The dullest, least convincing story is The Cycling Reporter by Herbsaint Sazerac (Anderson regular Owen Wilson) providing a bird’s eye view tour over time of notable haunts, such as the Sans Blague (no kidding – drôle, non?) café. We feel no connection to these places, and whether or not they are based on real-life places is a moot point if no one knows and we never find out.

The most accessible and involving segment, The Concrete Masterpiece, is introduced by art expert J.K.L. Berensen (Tilda Swinton) during a lecture to a crowd in an anonymous hall. She tells the fable-like tale of the idiosyncratic, uncouth painter Moses Rosenthaler (Benicio del Toro) who, like the Parisian writer Jean Genet (1910-1986), creates art in prison until the glitterati of society discover his talent and turn him into a cause célèbre. Moses’ muse, model and lover is a voluptuous prison guard (Léa Seydoux) who maintains a professional detachment from the pining artist.

While this story is entertaining, more interesting is the woman who inspired the Berensen character, Rosamond Bernier, whom The New Yorker profiled in their January 19, 1987, issue. It’s worth checking out. “Rosamond Bernier has the lecturer’s equivalent of perfect pitch. Forty or fifty times a year she sails into her subject for the evening with a confidence and brio that rule out any possibility of boredom.”

The possibility of boredom is not entirely ruled out in the third segment, “Revisions to a Manifesto”, even by the pairing of the charismatic heartthrob Timothée Chalamet playing student revolutionary Zeffirelli and triple Oscar winner Frances McDormand playing New Yorker journalist Lucinda Krementz. Krementz is no doubt modelled after Mavis Gallant, a Canadian writer who moved to Paris in 1950 to write short stories. By 1968 she was writing from Paris for The New Yorker (as was the writer Janet Flanner, known as “Genet”). The French Dispatch assigns her a story about the student revolution and revolutionaries, and she takes an interest in Zeffirelli.
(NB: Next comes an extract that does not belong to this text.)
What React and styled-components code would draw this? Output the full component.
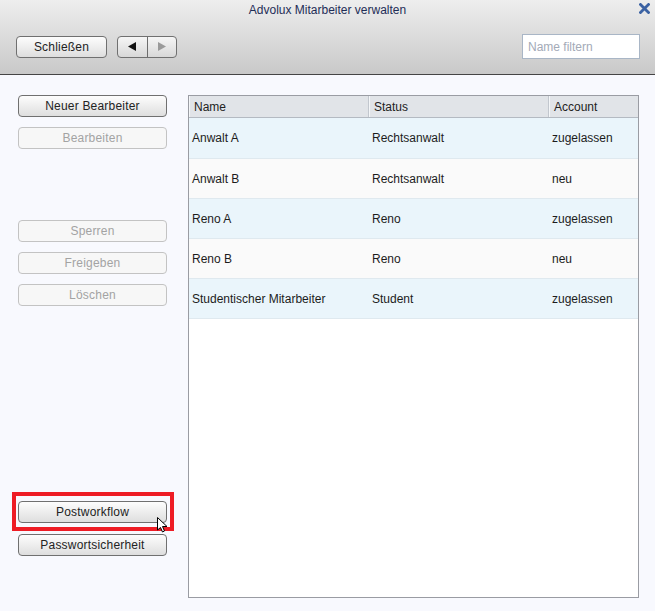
import React from 'react';
import styled, { createGlobalStyle } from 'styled-components';

const GlobalStyle = createGlobalStyle`
  html, body {
    margin: 0;
    padding: 0;
    background: #f8f9fe;
    font-family: "Liberation Sans", Arial, sans-serif;
    font-size: 12px;
  }
`;

const Window = styled.div`
  width: 655px;
  height: 611px;
  display: flex;
  flex-direction: column;
  background: #f8f9fe;
  overflow: hidden;
`;

const Header = styled.header`
  height: 74px;
  background: linear-gradient(#eeeeee, #c9c9c9);
  border-bottom: 1px solid #454545;
  display: flex;
  flex-direction: column;
`;

const TitleBar = styled.div`
  height: 20px;
  position: relative;
  display: flex;
  align-items: center;
  justify-content: center;
`;

const Title = styled.h1`
  margin: 0;
  font-size: 12px;
  font-weight: normal;
  color: #1f2d57;
  line-height: 18px;
`;

const CloseBtn = styled.span`
  position: absolute;
  right: 5px;
  top: 3px;
  width: 11px;
  height: 11px;
  display: flex;
  cursor: pointer;
`;

const Toolbar = styled.div`
  display: flex;
  align-items: center;
  height: 25px;
  margin-top: 14px;
  padding: 0 15px 0 16px;
`;

const Button = styled.button`
  box-sizing: border-box;
  height: 22px;
  width: ${p => p.$w || 149}px;
  padding: 0;
  border-radius: 4px;
  font-family: "Liberation Sans", Arial, sans-serif;
  font-size: 12px;
  letter-spacing: 0.2px;
  border: 1px solid ${p => (p.disabled ? '#c3c3c3' : '#707070')};
  color: ${p => (p.disabled ? '#a3a3a3' : '#232323')};
  background: ${p => (p.disabled ? '#f7f7f7' : 'linear-gradient(#fdfdfd, #dedede)')};
  margin-top: ${p => p.$mt || 0}px;
`;

const NavGroup = styled.div`
  box-sizing: border-box;
  display: flex;
  height: 22px;
  width: 60px;
  margin-left: 10px;
  border: 1px solid #707070;
  border-radius: 4px;
  background: linear-gradient(#f6f6f6, #d8d8d8);
  overflow: hidden;
`;

const NavHalf = styled.span`
  flex: 1;
  display: flex;
  align-items: center;
  justify-content: center;
  & + & {
    border-left: 1px solid #6d6d6d;
  }
`;

const Filter = styled.input`
  box-sizing: border-box;
  margin-left: auto;
  width: 118px;
  height: 25px;
  border: 1px solid #a9b6c6;
  background: #fff;
  padding: 0 5px;
  font-family: "Liberation Sans", Arial, sans-serif;
  font-size: 12px;
  outline: none;
  &::placeholder {
    color: #a3aab7;
  }
`;

const Body = styled.main`
  flex: 1;
  display: flex;
  padding: 20px 16px 13px 18px;
`;

const Sidebar = styled.aside`
  width: 149px;
  display: flex;
  flex-direction: column;
  margin-right: 21px;
`;

const Highlight = styled.div`
  position: relative;
  margin-top: 195px;
`;

const RedFrame = styled.div`
  position: absolute;
  left: -6px;
  top: -9px;
  width: 162px;
  height: 39px;
  box-sizing: border-box;
  border: 4px solid #ee1c25;
  pointer-events: none;
`;

const Pointer = styled.svg`
  position: absolute;
  left: 139px;
  top: 16px;
`;

const Table = styled.div`
  flex: 1;
  box-sizing: border-box;
  border: 1px solid #9a9ca3;
  background: #fff;
  display: flex;
  flex-direction: column;
`;

const Cols = '180px 180px 1fr';

const HeadRow = styled.div`
  display: grid;
  grid-template-columns: ${Cols};
  height: 21px;
  background: #e1e4e8;
  border-bottom: 1px solid #b4bac2;
`;

const HeadCell = styled.div`
  display: flex;
  align-items: center;
  padding-left: 5px;
  color: #222;
  border-right: 1px solid #c2c7ce;
  box-shadow: inset 1px 0 0 #f4f6f8;
  &:last-child {
    border-right: none;
  }
`;

const Row = styled.div`
  box-sizing: border-box;
  display: grid;
  grid-template-columns: ${Cols};
  height: ${p => p.$h || 40}px;
  background: ${p => (p.$alt ? '#fafafa' : '#eaf5fb')};
  border-bottom: 1px solid #dfe9ef;
`;

const Cell = styled.div`
  display: flex;
  align-items: center;
  padding-left: 3px;
  color: #1c1c1c;
`;

const rows = [
  ['Anwalt A', 'Rechtsanwalt', 'zugelassen'],
  ['Anwalt B', 'Rechtsanwalt', 'neu'],
  ['Reno A', 'Reno', 'zugelassen'],
  ['Reno B', 'Reno', 'neu'],
  ['Studentischer Mitarbeiter', 'Student', 'zugelassen'],
];

export default function App() {
  return (
    <>
      <GlobalStyle />
      <Window>
        <Header>
          <TitleBar>
            <Title>Advolux Mitarbeiter verwalten</Title>
            <CloseBtn>
              <svg width="11" height="11" viewBox="0 0 11 11">
                <path d="M1.5 1.5 L9.5 9.5 M9.5 1.5 L1.5 9.5" stroke="#3b62a3" strokeWidth="2.8" strokeLinecap="square" />
              </svg>
            </CloseBtn>
          </TitleBar>
          <Toolbar>
            <Button $w={91}>Schließen</Button>
            <NavGroup>
              <NavHalf>
                <svg width="9" height="9" viewBox="0 0 9 9"><polygon points="8,0 8,9 0,4.5" fill="#111" /></svg>
              </NavHalf>
              <NavHalf>
                <svg width="9" height="9" viewBox="0 0 9 9"><polygon points="1,0 1,9 9,4.5" fill="#9a9a9a" /></svg>
              </NavHalf>
            </NavGroup>
            <Filter placeholder="Name filtern" />
          </Toolbar>
        </Header>
        <Body>
          <Sidebar>
            <Button>Neuer Bearbeiter</Button>
            <Button disabled $mt={10}>Bearbeiten</Button>
            <Button disabled $mt={71}>Sperren</Button>
            <Button disabled $mt={10}>Freigeben</Button>
            <Button disabled $mt={10}>Löschen</Button>
            <Highlight>
              <Button>Postworkflow</Button>
              <RedFrame />
              <Pointer width="12" height="16" viewBox="0 0 12 16">
                <path d="M0.5 0.5 L0.5 13 L3.5 10.5 L5.5 15 L7.5 14 L5.5 9.5 L10 9.5 Z" fill="#fff" stroke="#000" strokeWidth="1" />
              </Pointer>
            </Highlight>
            <Button $mt={11}>Passwortsicherheit</Button>
          </Sidebar>
          <Table>
            <HeadRow>
              <HeadCell>Name</HeadCell>
              <HeadCell>Status</HeadCell>
              <HeadCell>Account</HeadCell>
            </HeadRow>
            {rows.map((r, i) => (
              <Row key={r[0]} $alt={i % 2 === 1} $h={i === 0 ? 41 : 40}>
                {r.map(c => <Cell key={c}>{c}</Cell>)}
              </Row>
            ))}
          </Table>
        </Body>
      </Window>
    </>
  );
}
Zeffirelli ends up in bed with Krementz, compromising, in the words of Zeffirelli’s girlfriend Juliette (Lyna Khoudri) her “journalistic integrity.” Zeffirelli writing nude in the bathtub like blacklisted Dalton Trumbo, or more to the point, like revolutionary Jean-Paul Marat – killed by a woman who disagreed with his politics – is amusing, but these conceits make it harder to believe in Chalamet’s character. Meanwhile, we register that Anderson is again playing around with names, as the director Franco Zeffirelli directed a famous film version of Romeo and Juliette (the girlfriend’s name).

It is more rewarding to read Gallant’s The Events in May: A Paris Notebook — II that appeared in the September 13, 1968, issue of The New Yorker. Gallant did not rewrite a student leader’s manifesto, as Krementz does for Zeffirelli, but she captured the movement with journalist integrity and insight, as does filmmaker Ulrike Ottinger in her recent autobiographical documentary, Paris Calligrammes.
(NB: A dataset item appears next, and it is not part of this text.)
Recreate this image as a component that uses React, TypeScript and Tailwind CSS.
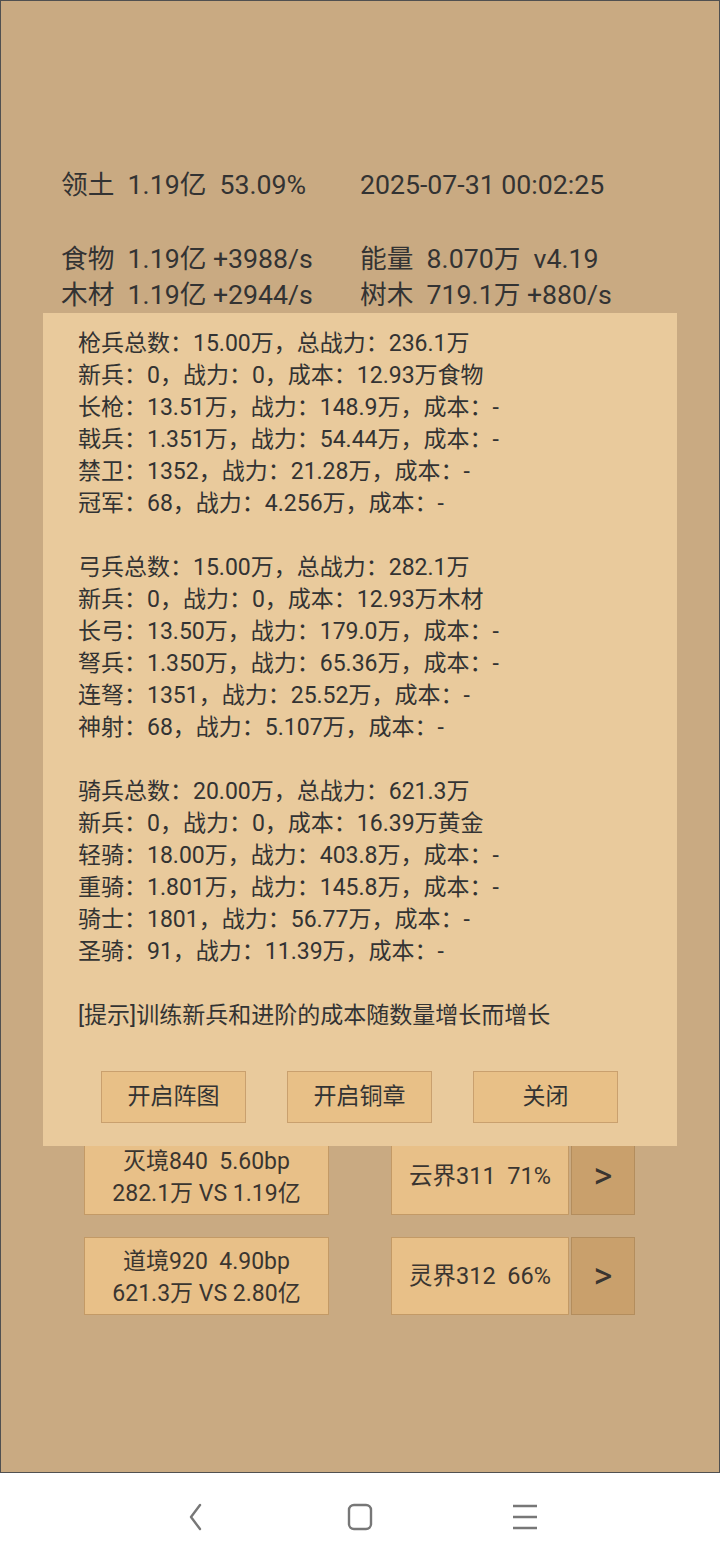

New Yorker editor Harold Ross was famous for his belief that copy should be clear and concise, and that writers should not assume that readers, even New Yorker readers, knew who famous people were. By the time we get to the final article, The Private Dining Room of the Police Commissioner, the exposition, and layers of stories within stories is so dense that you might long for some clarity. The cast for this section alone includes such great actors as Mathieu Amalric, Willem Dafoe, Saoirse Ronan, Liv Schreiber, and Edward Norton, but if you get distracted trying to follow the thread of the piece, you will miss them.
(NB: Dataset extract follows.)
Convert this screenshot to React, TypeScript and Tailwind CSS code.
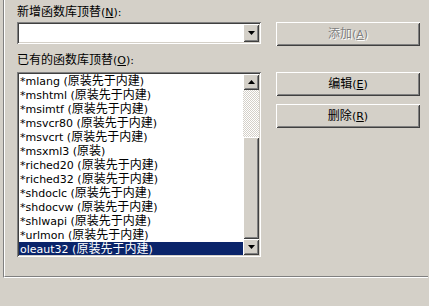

This whimsical, madcap section is framed by a television interview with Roebuck Wright (actor Jeffrey Wright), modelled after James Baldwin, one of several black people who escaped the racism and homophobia of the USA for Paris from after WWI to the 1960s. Anderson is clever, and he wants us to know it, so rest assured that in 1948, the real Baldwin, then 24, and his fellow-compatriot Richard Wright had a famous argument at the Brasserie Lipp about Baldwin’s article in Zero magazine that criticised Wright’s “protest novel”’ as sentimentalism.

The fine actors adopting Anderson’s signature style look as if they are having a blast, but can the same be said for the viewer? There is an emotional hollowness to the characters and their stories that keeps us at a distance. The cleverness, visual brilliance, and erudition in Anderson’s film is drowning in self-indulgence in this tantalising, but indigestible smorgasbord.